Unlike Fine Arts, where I began – perhaps more accurately the other pole of a lifelong juggling act between engagement in action, and reflection and subjective response – designing boats, pleasure boats that people don't have to have, but want; was a way to explore the links between desires and wishes. All that the cruel hard world can throw in their way. Within it, I found, rather quickly, that the biggest limitations were not physical, or even economic realities impinging on such projects, but an endemic lack of imagination .
People, even after they have made the hard decisions necessary to embark on a new boat, find themselves so tied to conventional expectations. Not only of the narrow parameters of how and what, that are contingent on outside forces; but most significantly, by their own most private and subjective sense of why. I discovered, and was then ultimately frustrated, by the way we all tend to jump from a hard earned freedom of operation, a place where we can own our choices and make of them what we will, to close ourselves into stultifying traps of conformity – even in how we "play." Simply because we view navigating free choice as too daunting, too uncomfortable. We are unwilling to sustain ourselves in uncertainty long enough to arrive at a more fulfilling destination.
Relatively recently, I've begun to write fiction. On a visit to my hometown of Provincetown (there is only one, look it up!) in 2002, at the height of the deepest national hysteria since my childhood. I saw something there. A quiet abiding tolerance. Long familiar within a community of self-exile from a world with little patience for this virtue. That was the germ of a novel, Shoal Hope. I could say its writing was "channeled" through me. Certainly parts of it felt that way, but any muse that takes six years to "dictate" some four hundred pages could be considered quite stingy.
Writing Shoal Hope has been work. Long work and a study in priorities. It's difficult to set aside the time and energy required to inhabit the world of creating a fiction. Still, this was for me a great awakening. Finding a stride and a voice I didn't know I had in me. I'm now at work on a second novel – in that original germ of a notion, the idea came as a trilogy that would span the twentieth century as it was reflected in that place – the second book, half done now, is Something for Nothing. The third one, High Head, not yet started.
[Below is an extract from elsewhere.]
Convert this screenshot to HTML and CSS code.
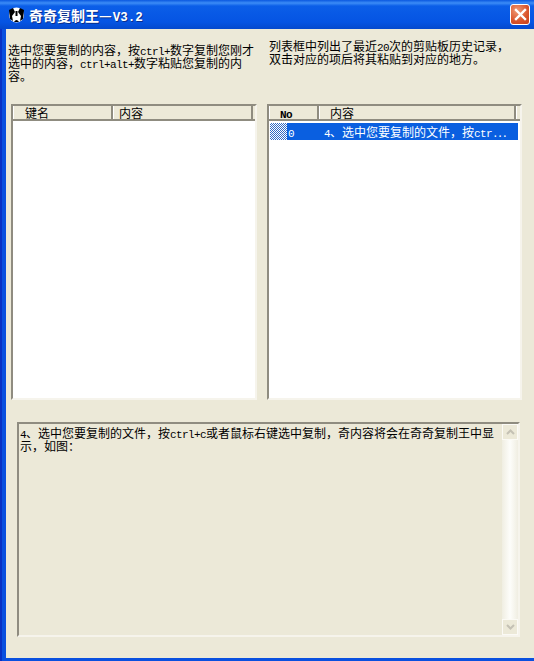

Having found the "long form." Beginning to find a path to publication – first an enthusiastic supporter within the New York publishing world, and then quite quickly, an agent in New York; has not, as of yet, taken me to the outlet I was looking for. On top of the perennial problems of breaking out a new voice into such a hierarchical and conservative field as traditional publishing. A bittersweet complaint, so much of the draw comes precisely from finding acceptance in a rarefied sphere that is so difficult to get into. There's an added twist. The collapse of business-as-usual across so many fields of endeavor at this same moment in time. This mini-Tolstoyian moment in my own life's trajectory "doesn't amount to a hill of beans…" But it has added another layer of creative tension. One I recognize well. Even as I may not welcome its return, yet again.
Once again, I've found the need to re-orient myself, to find a way around a major obstacle. As much as it would be nice to avoid it, a recurring theme throughout my life.These adversities have always brought greater rewards than those it has closed off. This time, I've looked in two new directions. Exploring the dynamics behind the blockages, looking for root causes, and points of effective action.
This isn't the first time I've changed course, seemingly back tracking to accommodate a new technology and its implications. Nor am I unique in this. It has become a basic fact of life over the last few decades. Back then, in the late eighties, it was CAD. It was a stretch to learn a new technology, and at the same time attempt to sway its internal habits and ticks – the kinds of things that lead to a generic and cliched sameness whenever a new technique is taken on uncritically. I wanted to confront it with my sensibility. One already formed using the hand. In that circumstance, as in this one, there were advocates for the old, and the advocates for the new. Each held the other in contempt, and only saw benefits on their side. I disagreed. I disagreed then, and disagree now.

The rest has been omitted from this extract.